Sua popularidade como jornalista foi crescente tanto entre os leitores em geral quanto entre intelectuais piauienses. Tornou-se membro da Academia Piauiense de Letras. Seu discurso de posse é uma das mais eloquentes peças oratórias que já tive o prazer de ler. Nele aquele homem sintetizou todo o seu pensamento de intelectual, de professor e de um estudioso profundamente ligado às coisas do espírito. Nessa oratória revela suas inegáveis qualidades de tribuno, de conhecedor da filosofia, da história, da cultura humanística e de seu inconfundível estilo claro mas de pensamento sempre elevado.
Escreveu livros, teses, dirigiu a Biblioteca Anísio Brito e Arquivo Público do Piauí, dirigiu o Liceu Piauiense, produziu um número incomensurável de artigos num largo período de, pelo menos, cinco décadas, artigos geralmente de natureza político-doutrinária e, nos últimos anos de vida, encontrava qualquer oportunidade para escrever versos, principalmente sonetos.
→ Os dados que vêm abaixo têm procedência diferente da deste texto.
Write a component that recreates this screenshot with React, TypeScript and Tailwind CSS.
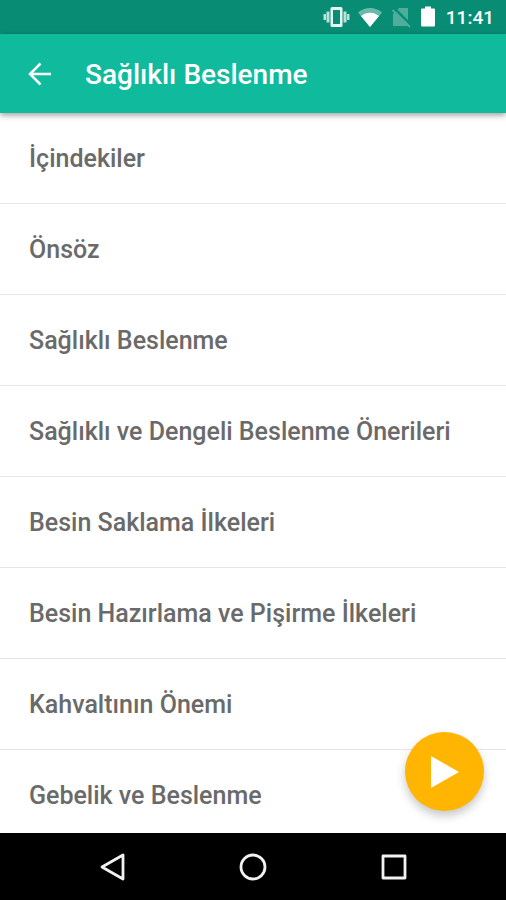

Sem ter sido um grande poeta, seus versos, contudo, são plenos de substância filosófica, dignos de meditação, ou, como , uma vez, sobre eles afirmei: são versos que têm o sentimento à flor da pele, são, na maioria das vezes, verdadeiras “lições de vida”.
A lição desse grande e piauiense de Amarante – Cunha e Silva (1905-1990) -, foi de um varão que, acima de tudo, confiava na vida, na ação humana, no progresso da civilização, nas ciências e tecnologias. A sua lição, principalmente, foi a de um homem que tinha o dom da alegria perene de viver.
Lá no campo santo, jazem os vestígios desse homem de espírito extremamente associativo que, só pelas leis da natureza, se viu compelido a permanecer na solidão. No entanto, há um consolo, a sua solidão não é completa nem inapelável. No entorno da sua cova, tem ele por companhia a natureza viva que, de quando em quando, faz soprar uma leve brisa sobre ela e, à noite, faz descer, estonteantemente bela e doce, a luz do luar e o brilho das estrelas.